Conclusion: The pipeline successfully feeds audio to the model. The next logical step is Transfer Learning: freezing the model's "ear" (Encoder) and retraining its "brain" (Decoder) to understand Vietnamese text.


Optimizing for Speed (Quantization)

To make the model run faster on smaller GPUs (like the free Colab T4), I use Quantization (following “Quantization Fundamentals with Hugging Face”). This reduces the precision of the math inside the model (from 32-bit floating point to 16-bit) to save memory and increase speed.

Benchmark Results (Colab T4 GPU)

I wrote benchmark.py to measure exactly how much faster the optimized model is.

Precision Speed (Latency) VRAM Usage Notes
float32 (Standard) 151 ms/file ~731 MB Baseline speed.
float16 (Optimized) 89 ms/file ~888 MB ~40% Faster. Recommended for T4.
int8 N/A ~166 MB Currently incompatible with this model type.

To run this benchmark yourself in Colab:

python benchmark.py --model stt_en_conformer_ctc_large --manifest val_manifest.json

Testing & Quality Assurance

Bad data ruins training runs. I included a professional test suite to catch errors before they crash the training script. (following "Testing Machine Learning Systems: Code, Data and Models" by Made With ML)

What I test

How to run tests

Run all tests

pytest tests/ -v

Example Output

tests/test_data_integrity.py::TestAudioFormatCompliance::test_audio_sample_rate_is_16khz PASSED
tests/test_text_processing.py::TestCleanCaptionLines::test_vietnamese_diacritics_preserved PASSED

Continuous Integration (CI)

I use GitHub Actions to automatically run these tests every time code is pushed. This ensures that a code change doesn't accidentally break the data processing pipeline.
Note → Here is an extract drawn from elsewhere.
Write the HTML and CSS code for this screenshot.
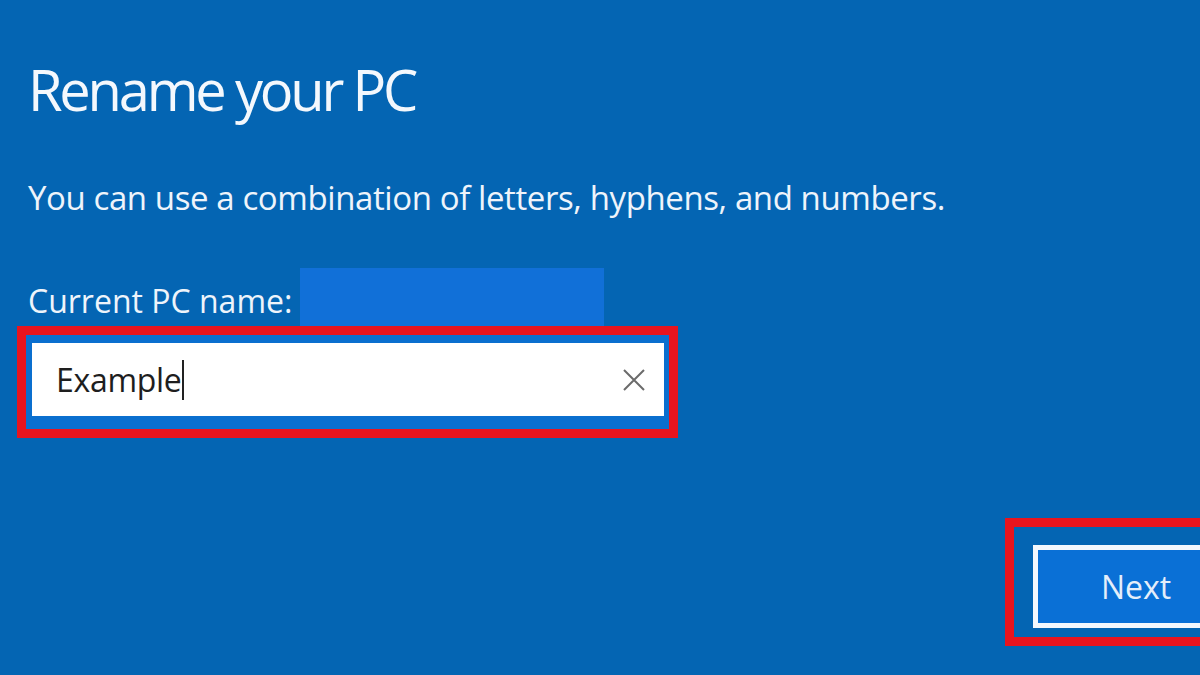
FILE: index.html
```html
<!DOCTYPE html>
<html>
<head>
<meta charset="utf-8">
<link rel="stylesheet" href="styles.css">
</head>
<body>
<div class="page">
  <h1 class="title">Rename your PC</h1>
  <p class="hint">You can use a combination of letters, hyphens, and numbers.</p>
  <div class="current-row">
    <span class="current-label">Current PC name:</span>
    <span class="current-value"></span>
  </div>
  <div class="field-frame">
    <div class="field-inner">
      <div class="field">
        <span class="field-text">Example</span><span class="caret"></span>
        <svg class="clear" viewBox="0 0 24 24" width="24" height="24"><path d="M2 2 L22 22 M22 2 L2 22" stroke="#6b6b6b" stroke-width="2" fill="none"/></svg>
      </div>
    </div>
  </div>
  <div class="footer">
    <div class="next-frame">
      <div class="next-btn">Next</div>
    </div>
  </div>
</div>
</body>
</html>
```

FILE: styles.css
```css
html, body {
  margin: 0;
  padding: 0;
  background: #0465b3;
  overflow: hidden;
}
.page {
  width: 1200px;
  height: 675px;
  font-family: "Open Sans", "Noto Sans", sans-serif;
  color: #eef4fb;
  padding-left: 28px;
  box-sizing: border-box;
  position: relative;
}
.title {
  margin: 0;
  padding-top: 57px;
  font-weight: 400;
  font-size: 56px;
  line-height: 64px;
  letter-spacing: -3.2px;
  color: #f4f8fd;
}
.hint {
  margin: 57px 0 0 0;
  font-size: 33px;
  line-height: 40px;
  letter-spacing: -0.4px;
}
.current-row {
  margin-top: 50px;
  display: flex;
  align-items: flex-end;
  height: 58px;
}
.current-label {
  font-size: 32px;
  line-height: 40px;
  padding-bottom: 5px;
}
.current-value {
  display: inline-block;
  width: 304px;
  height: 58px;
  margin-left: 8px;
  background: #1170d8;
}
.field-frame {
  margin-left: -11px;
  width: 661px;
  height: 112px;
  border: 9px solid #e8141e;
  box-sizing: border-box;
}
.field-inner {
  height: 100%;
  padding: 8px 5px 13px 6px;
  box-sizing: border-box;
  background: #0a6fcf;
}
.field {
  height: 100%;
  background: #ffffff;
  display: flex;
  align-items: center;
  padding-left: 24px;
  padding-right: 18px;
  box-sizing: border-box;
}
.field-text {
  color: #1e1e1e;
  font-size: 32px;
  line-height: 40px;
  letter-spacing: -0.3px;
}
.caret {
  display: inline-block;
  width: 2px;
  height: 40px;
  background: #222;
  margin-left: 1px;
}
.clear {
  margin-left: auto;
}
.footer {
  display: flex;
  justify-content: flex-end;
  margin-top: 80px;
  margin-right: -60px;
}
.next-frame {
  width: 255px;
  height: 128px;
  border: 9px solid #e8141e;
  box-sizing: border-box;
  padding: 18px 0 0 19px;
}
.next-btn {
  height: 83px;
  border: 5px solid #f4f8fd;
  background: #0a70d6;
  box-sizing: border-box;
  font-size: 32px;
  line-height: 73px;
  padding-left: 63px;
  color: #e4eefa;
}
```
Pipeline: Checkout Code -> Install Audio Libs -> Run pytest.

Dependencies


Future Work: Fine-Tuning Strategy

Now that the pipeline is validated, the next steps for high-accuracy Vietnamese ASR are:

  1. Select Model: Switch to stt_en_conformer_ctc_small for faster training.
  2. Fine-Tune: Freeze the Encoder, retrain the Decoder on the Vietnamese corpus.
  3. Tokenizer: Replace the English tokenizer with a Vietnamese character-based tokenizer.